New data from the IMF suggests an easing in emerging market growth as a whole, but variances remain between individual countries, says Eaton Vance.
In its most recent outlook, the IMF updated its forecasts for both developed markets, downgraded by 0.1 per cent for 2016 and 2017, and emerging markets, up 0.1 per cent in 2016 and holding steady at 4.6 per cent for 2017, Eaton Vance noted.
“There were a number of downward revisions that masked some bright spots in Georgia and Serbia, which both had upgrades higher than 0.5 per cent,” the company said.
Georgia’s ambitious global tax reforms and high level of foreign direct investment were given by Eaton Vance as drivers, and IMF supported initiatives to move Serbia’s economy “away from the old communist system” had likewise helped the county’s outlook improve.
Eaton Vance cautioned however that other countries, such as South Africa and Nigeria, received significant downgrades to their forecasts.

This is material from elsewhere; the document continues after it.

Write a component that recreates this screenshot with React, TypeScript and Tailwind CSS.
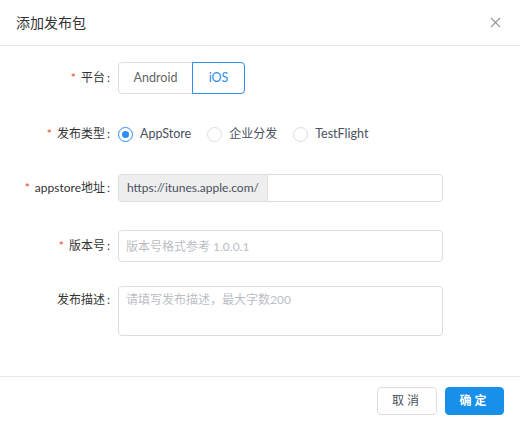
import { useState } from 'react';

type Platform = 'Android' | 'iOS';
type ReleaseType = 'AppStore' | '企业分发' | 'TestFlight';

const font = { fontFamily: 'Lato, "Noto Sans CJK SC", sans-serif' };

function Label({ text, required = false }: { text: string; required?: boolean }) {
  return (
    <div className="w-[110px] shrink-0 text-right text-[12px] leading-[32px] text-[#333]">
      {required ? <span className="mr-[5px] text-[#ed3f14]">*</span> : null}
      {text}
      <span className="ml-[2px]">:</span>
    </div>
  );
}

export default function App() {
  const [platform, setPlatform] = useState<Platform>('iOS');
  const [releaseType, setReleaseType] = useState<ReleaseType>('AppStore');

  return (
    <div className="flex h-[423px] w-[520px] flex-col bg-white" style={font}>
      {/* header */}
      <div className="flex h-[46px] shrink-0 items-center justify-between border-b border-[#e9eaec] pl-4 pr-[19px]">
        <span className="text-[14px] text-[#333]">添加发布包</span>
        <svg width="11" height="11" viewBox="0 0 11 11" className="text-[#999]">
          <path d="M1 1L10 10M10 1L1 10" stroke="currentColor" strokeWidth="1.2" />
        </svg>
      </div>

      {/* body */}
      <div className="flex flex-1 flex-col gap-6 pt-4">
        <div className="flex h-8 items-start">
          <Label text="平台" required />
          <div className="ml-2 flex h-8">
            {(['Android', 'iOS'] as Platform[]).map((p, i) => {
              const active = platform === p;
              return (
                <button
                  key={p}
                  type="button"
                  onClick={() => setPlatform(p)}
                  className={
                    'h-8 text-[12.5px] ' +
                    (i === 0 ? 'w-[75px] rounded-l-[4px] ' : 'w-[53px] -ml-px rounded-r-[4px] ') +
                    (active
                      ? 'relative z-10 border border-[#2d8cf0] text-[#2d8cf0]'
                      : 'border border-[#dddee1] text-[#666]')
                  }
                >
                  {p}
                </button>
              );
            })}
          </div>
        </div>

        <div className="flex h-8 items-center">
          <Label text="发布类型" required />
          <div className="ml-2 flex items-center gap-4">
            {(['AppStore', '企业分发', 'TestFlight'] as ReleaseType[]).map((t) => {
              const checked = releaseType === t;
              return (
                <label
                  key={t}
                  className="flex cursor-pointer items-center gap-[7px] text-[12.5px] text-[#495060]"
                  onClick={() => setReleaseType(t)}
                >
                  <span
                    className={
                      'flex h-[15px] w-[15px] items-center justify-center rounded-full border bg-white ' +
                      (checked ? 'border-[#2d8cf0]' : 'border-[#dddee1]')
                    }
                  >
                    {checked ? <span className="h-[7px] w-[7px] rounded-full bg-[#2d8cf0]" /> : null}
                  </span>
                  <span className={t === '企业分发' ? 'text-[12px]' : ''}>{t}</span>
                </label>
              );
            })}
          </div>
        </div>

        <div className="flex h-8 items-start">
          <div className="-mt-[2px]">
            <Label text="appstore地址" required />
          </div>
          <div className="ml-2 flex h-[28px] w-[325px]">
            <span className="flex items-center rounded-l-[4px] border border-[#dddee1] bg-[#eee] px-2 text-[12px] text-[#495060]">
              https://itunes.apple.com/
            </span>
            <input className="-ml-px min-w-0 flex-1 rounded-r-[4px] border border-[#dddee1] px-2 text-[12px] outline-none" />
          </div>
        </div>

        <div className="flex h-8 items-start">
          <Label text="版本号" required />
          <input
            placeholder="版本号格式参考 1.0.0.1"
            className="ml-2 h-8 w-[325px] rounded-[4px] border border-[#dddee1] px-[7px] text-[12px] text-[#495060] outline-none placeholder:text-[#bbbec4]"
          />
        </div>

        <div className="flex items-start">
          <div className="-mt-[2px]">
            <Label text="发布描述" />
          </div>
          <textarea
            placeholder="请填写发布描述，最大字数200"
            className="ml-2 h-[50px] w-[325px] resize-none rounded-[4px] border border-[#dddee1] px-[7px] py-[4px] text-[12px] text-[#495060] outline-none placeholder:text-[#bbbec4]"
          />
        </div>
      </div>

      {/* footer */}
      <div className="flex h-[47px] shrink-0 items-start justify-end gap-2 border-t border-[#e9eaec] pr-4 pt-[10px]">
        <button
          type="button"
          className="h-[28px] w-[60px] rounded-[4px] border border-[#dddee1] bg-white text-[12px] tracking-[3px] text-[#495060]"
        >
          取消
        </button>
        <button
          type="button"
          className="h-[28px] w-[59px] rounded-[4px] border border-[#1890ea] bg-[#1890ea] text-[12px] font-bold tracking-[3px] text-white"
        >
          确定
        </button>
      </div>
    </div>
  );
}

“Nigeria had a whopping 2.8 per cent downward revision to the country's 2017 growth forecast, to set it at a mere 0.6 per cent,” the company said.
“Nigeria has been hobbled by its dismal response to lower commodity prices, overvalued currency, capital controls and import restrictions; these have damaged growth prospects that were among the most promising on the continent just a short time ago."
Opinions of emerging markets at IMF’s recent annual meeting were mixed, Eaton Vance said, describing the mood at the event as “not exuberant, but not overly pessimistic”, though interest in emerging market countries remained high.
Eaton Vance said the IMF’s results reinforced the importance for investors of fundamental country analysis for emerging markets.